Questions and Answers

Question jw5igyacjyPIFGDEjzXe

Question

A company wants to use machine learning (ML) to perform analytics on data that is in an Amazon S3 data lake. The company has two data transformation requirements that will give consumers within the company the ability to create reports.

The company must perform daily transformations on 300 GB of data that is in a variety format that must arrive in Amazon S3 at a scheduled time. The company must perform one-time transformations of terabytes of archived data that is in the S3 data lake.

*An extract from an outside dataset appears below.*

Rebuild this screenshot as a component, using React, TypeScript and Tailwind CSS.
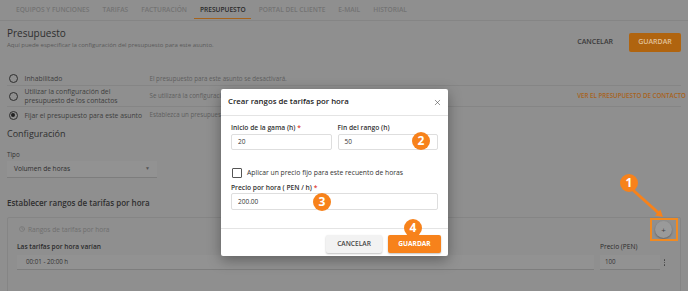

The company uses Amazon Managed Workflows for Apache Airflow (Amazon MWAA) Directed Acyclic Graphs (DAGs) to orchestrate processing.

Which combination of tasks should the company schedule in the Amazon MWAA DAGs to meet these requirements MOST cost-effectively? (Choose two.)

Choices

  • A: For daily incoming data, use AWS Glue crawlers to scan and identify the schema.
  • B: For daily incoming data, use Amazon Athena to scan and identify the schema.
  • C: For daily incoming data, use Amazon Redshift to perform transformations.
  • D: For daily and archived data, use Amazon EMR to perform data transformations.
  • E: For archived data, use Amazon SageMaker to perform data transformations.

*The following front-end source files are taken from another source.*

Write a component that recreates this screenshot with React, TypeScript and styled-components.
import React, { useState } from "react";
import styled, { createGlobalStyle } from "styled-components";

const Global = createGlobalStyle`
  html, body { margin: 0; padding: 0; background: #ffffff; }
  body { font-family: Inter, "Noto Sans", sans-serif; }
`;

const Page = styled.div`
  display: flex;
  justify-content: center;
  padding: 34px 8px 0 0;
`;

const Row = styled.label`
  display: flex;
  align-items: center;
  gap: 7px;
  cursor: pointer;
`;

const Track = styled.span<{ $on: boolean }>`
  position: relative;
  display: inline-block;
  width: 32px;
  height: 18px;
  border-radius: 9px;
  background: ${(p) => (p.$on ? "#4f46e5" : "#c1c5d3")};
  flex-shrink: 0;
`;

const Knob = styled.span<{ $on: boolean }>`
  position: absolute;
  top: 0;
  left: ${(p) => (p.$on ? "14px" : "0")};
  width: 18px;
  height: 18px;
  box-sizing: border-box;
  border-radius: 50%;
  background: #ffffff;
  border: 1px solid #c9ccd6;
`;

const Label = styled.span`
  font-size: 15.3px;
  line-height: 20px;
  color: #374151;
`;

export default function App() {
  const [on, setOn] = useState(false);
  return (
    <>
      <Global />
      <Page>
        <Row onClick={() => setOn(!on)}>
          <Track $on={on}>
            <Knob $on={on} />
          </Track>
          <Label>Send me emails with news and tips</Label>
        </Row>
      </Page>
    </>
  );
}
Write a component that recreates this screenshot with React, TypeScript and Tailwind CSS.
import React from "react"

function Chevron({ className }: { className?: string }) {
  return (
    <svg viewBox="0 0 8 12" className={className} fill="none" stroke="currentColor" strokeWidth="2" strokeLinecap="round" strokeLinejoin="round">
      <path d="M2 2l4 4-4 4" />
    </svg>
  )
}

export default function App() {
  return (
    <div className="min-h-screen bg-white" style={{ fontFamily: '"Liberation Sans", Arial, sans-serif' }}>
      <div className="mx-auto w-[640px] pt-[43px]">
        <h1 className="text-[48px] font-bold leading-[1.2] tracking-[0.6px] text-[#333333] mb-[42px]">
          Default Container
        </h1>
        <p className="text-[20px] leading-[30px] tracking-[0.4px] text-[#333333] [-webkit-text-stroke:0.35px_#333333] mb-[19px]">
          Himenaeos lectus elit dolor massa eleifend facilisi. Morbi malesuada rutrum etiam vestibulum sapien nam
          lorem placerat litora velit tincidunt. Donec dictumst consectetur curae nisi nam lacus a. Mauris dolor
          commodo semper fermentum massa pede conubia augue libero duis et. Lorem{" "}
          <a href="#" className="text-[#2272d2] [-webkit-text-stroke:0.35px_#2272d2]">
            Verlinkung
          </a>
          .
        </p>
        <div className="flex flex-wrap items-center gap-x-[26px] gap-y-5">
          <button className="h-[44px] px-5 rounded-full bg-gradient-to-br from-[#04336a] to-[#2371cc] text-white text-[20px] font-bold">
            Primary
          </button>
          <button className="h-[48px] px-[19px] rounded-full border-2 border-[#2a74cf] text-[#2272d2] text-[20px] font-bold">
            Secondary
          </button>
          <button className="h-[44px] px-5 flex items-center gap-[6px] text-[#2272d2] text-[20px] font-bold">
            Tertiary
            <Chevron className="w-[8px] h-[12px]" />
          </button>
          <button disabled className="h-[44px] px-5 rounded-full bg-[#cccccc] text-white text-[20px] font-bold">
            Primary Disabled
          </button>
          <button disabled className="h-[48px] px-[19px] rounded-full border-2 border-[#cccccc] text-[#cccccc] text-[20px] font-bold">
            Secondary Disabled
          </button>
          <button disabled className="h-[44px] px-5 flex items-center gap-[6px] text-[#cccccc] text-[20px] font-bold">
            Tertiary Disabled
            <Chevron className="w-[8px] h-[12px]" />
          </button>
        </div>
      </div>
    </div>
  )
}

Question POeLfaoMm1IkmxZNH7ll

Question

A retail company uses AWS Glue for extract, transform, and load (ETL) operations on a dataset that contains information about customer orders. The company wants to implement specific validation rules to ensure data accuracy and consistency.

Which solution will meet these requirements?

Choices

  • A: Use AWS Glue job bookmarks to track the data for accuracy and consistency.
  • B: Create custom AWS Glue Data Quality rulesets to define specific data quality checks.
  • C: Use the built-in AWS Glue Data Quality transforms for standard data quality validations.
  • D: Use AWS Glue Data Catalog to maintain a centralized data schema and metadata repository.